Abstract

ABSTRACT Aquaponics provides a sustainable means of converting aquaculture effluent to nutrients for growing plant. This unconventional, but synergistic system of food production has been documented to be economically feasible and sustainable, particularly in areas with limited land and water resources availability. This study assessed the economic feasibility of a low-cost small-scale aquaponics system using production output and economic data. Price trends, cost, revenue, return on investment (ROI), net present value (NPV) using a 10-year period, internal rate of return (IRR) and profitability analyses were modeled to determine the financial performance of the aquaponic system. The result indicated that this small-scale aquaponic operation is not economically viable (Gross profit: 42%, net profit: – 22%, ROI: – 8%, NPV: R81,466, IRR: 13% and Profitability Index: 0.35) by adopting conventional aquaponics cultural practice (fish: plant revenue model 59% to 41%) due to higher operating cost of producing a kg of fish (R55) vis-à-vis the market price, compared to plant production.
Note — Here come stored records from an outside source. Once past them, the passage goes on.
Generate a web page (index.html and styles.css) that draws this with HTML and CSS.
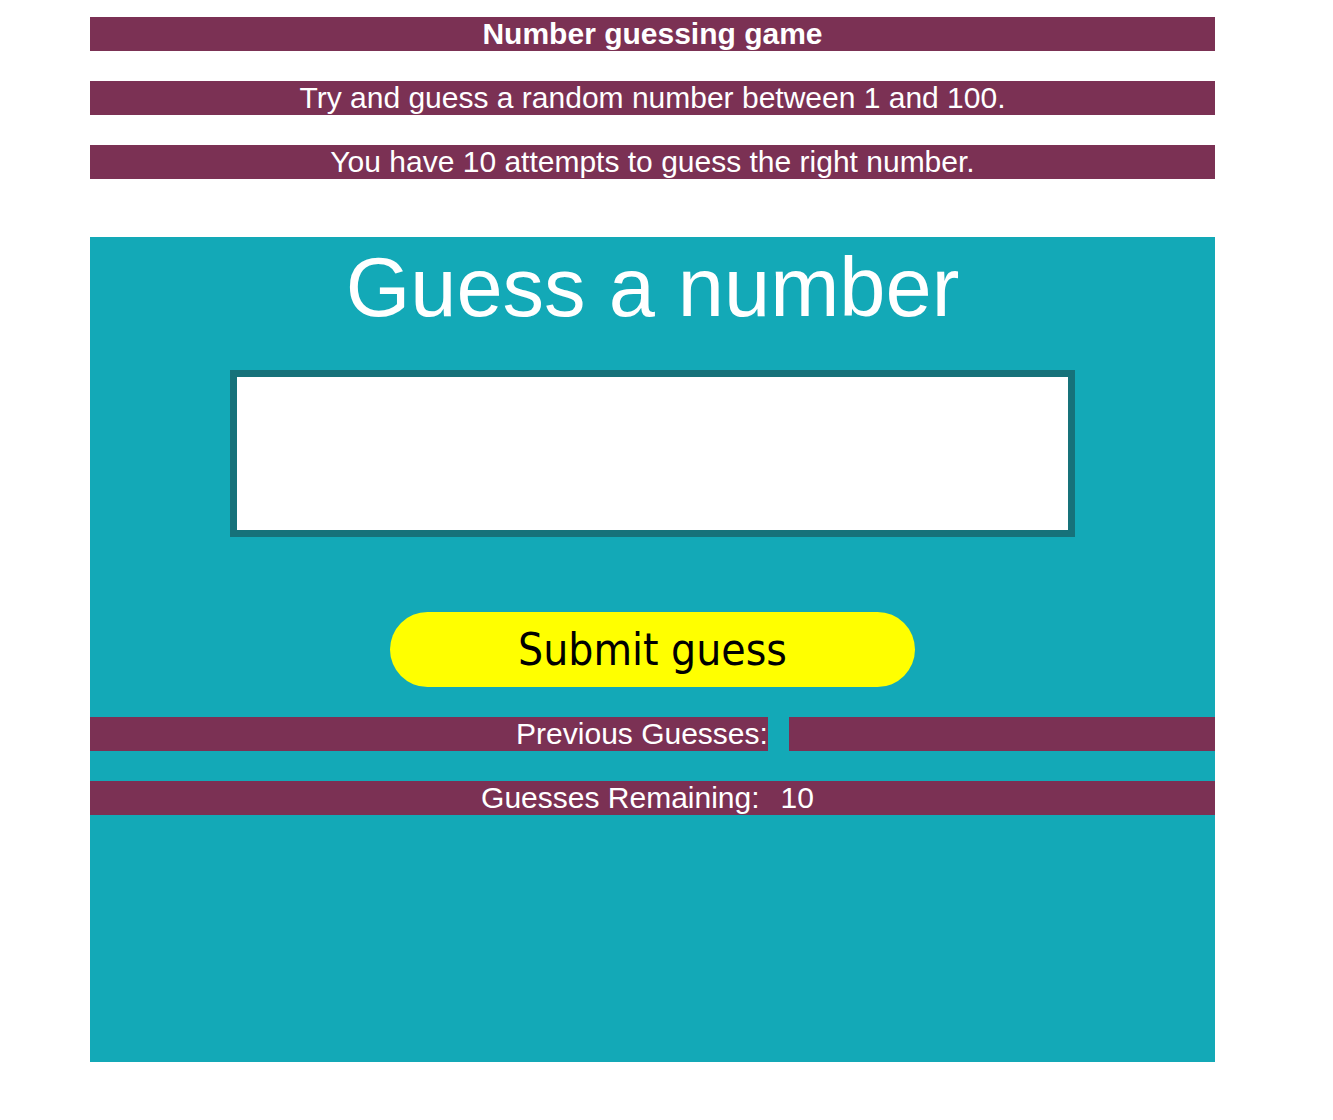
FILE: index.html
```html
<!DOCTYPE html>
<html lang="en">
<head>
<meta charset="utf-8">
<title>Number guessing game</title>
<link rel="stylesheet" href="styles.css">
</head>
<body>
<div class="page">
  <h1 class="bar bar-title">Number guessing game</h1>
  <p class="bar">Try and guess a random number between 1 and 100.</p>
  <p class="bar">You have 10 attempts to guess the right number.</p>
  <section class="game">
    <h2 class="game-title">Guess a number</h2>
    <input class="guess-field" type="text" aria-label="Guess">
    <button class="submit" type="button">Submit guess</button>
    <p class="bar">Previous Guesses:<span class="gap"></span></p>
    <p class="bar bar-last">Guesses Remaining:<span class="value">10</span></p>
  </section>
</div>
</body>
</html>
```

FILE: styles.css
```css
html, body {
  margin: 0;
  padding: 0;
  background: #ffffff;
}
body {
  font-family: "Liberation Sans", Arial, sans-serif;
}
.page {
  width: 1125px;
  margin-left: 90px;
  padding-top: 17px;
  padding-bottom: 58px;
}
.bar {
  margin: 0 0 30px 0;
  background: #7b3154;
  color: #ffffff;
  font-size: 30px;
  line-height: 34px;
  height: 34px;
  text-align: center;
  font-weight: normal;
  white-space: nowrap;
}
.bar-title {
  font-weight: bold;
}
.page > .bar:nth-of-type(2) {
  margin-bottom: 58px;
}
.game {
  background: #13a9b7;
  height: 825px;
  display: flex;
  flex-direction: column;
  align-items: center;
}
.game-title {
  margin: 2px 0 0 0;
  color: #ffffff;
  font-weight: normal;
  font-size: 83px;
  line-height: 97px;
  height: 97px;
}
.guess-field {
  margin-top: 34px;
  width: 845px;
  height: 167px;
  box-sizing: border-box;
  border: 7px solid #16727a;
  background: #ffffff;
  padding: 0;
  outline: none;
}
.submit {
  margin-top: 75px;
  width: 525px;
  height: 75px;
  border: none;
  border-radius: 38px;
  background: #ffff00;
  color: #000000;
  font-family: "DejaVu Sans Condensed", "DejaVu Sans", sans-serif;
  font-size: 44px;
  padding: 0;
}
.game .bar {
  align-self: stretch;
}
.game .bar:first-of-type {
  margin-top: 30px;
}
.gap {
  display: inline-block;
  width: 21px;
  height: 34px;
  background: #13a9b7;
  vertical-align: top;
}
.value {
  margin-left: 21px;
  padding-right: 10px;
}
```
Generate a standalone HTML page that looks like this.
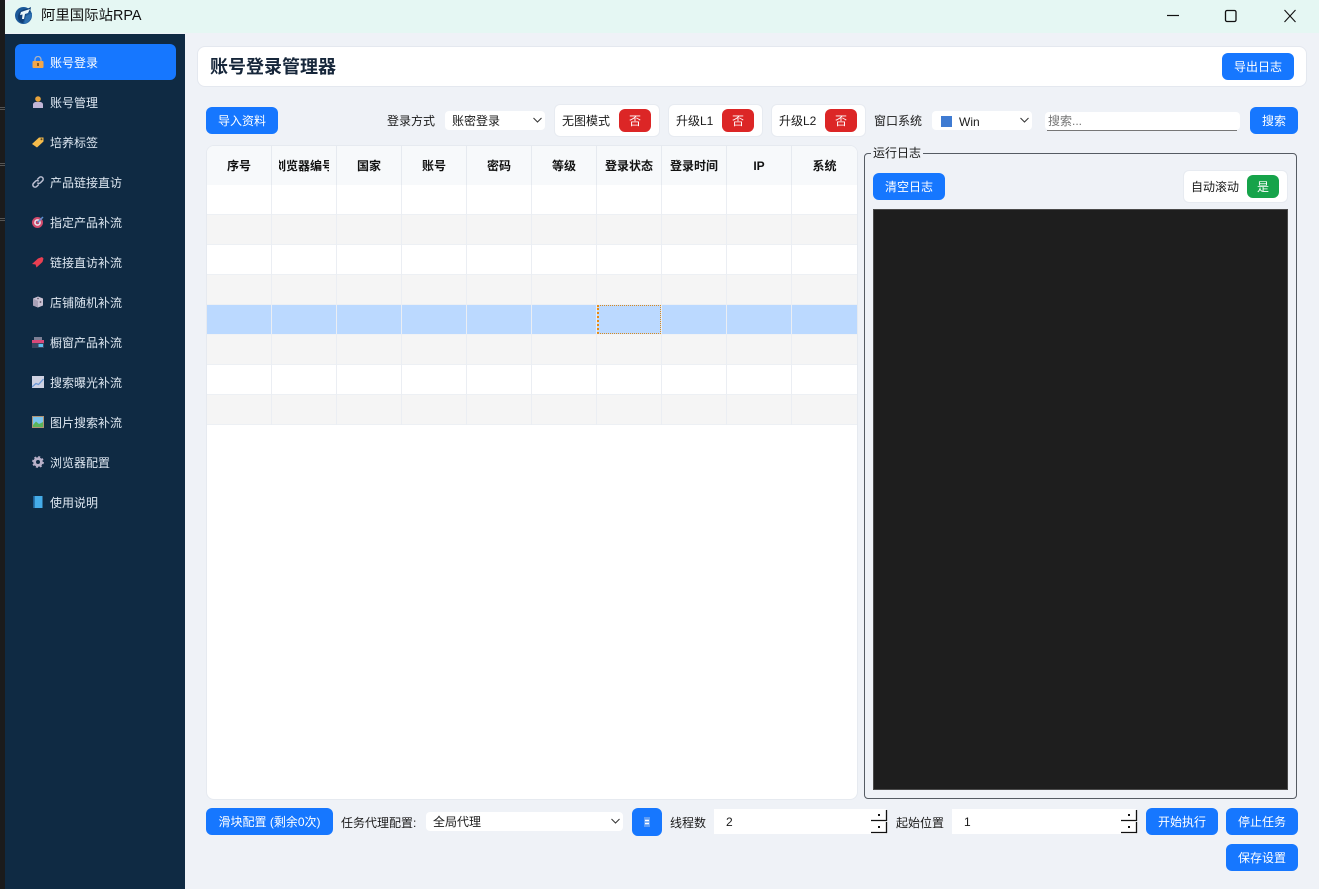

A revenue model of 42% to 58% fish-to-plant ratio was marginally feasible (Gross profit: 59%, net profit: 13%, ROI: 7%, NPV: R92,445, IRR: 19% and Profitability Index: 0.50). A minimum revenue model of 30% to 70% fish-to-plant ratio by adopting optimized plant yield cultural techniques to attain economies of scale and viability, is suggested. This study serves as a model for promoting viable and sustainable unconventional food production system to attain food security and local economic development in South Africa.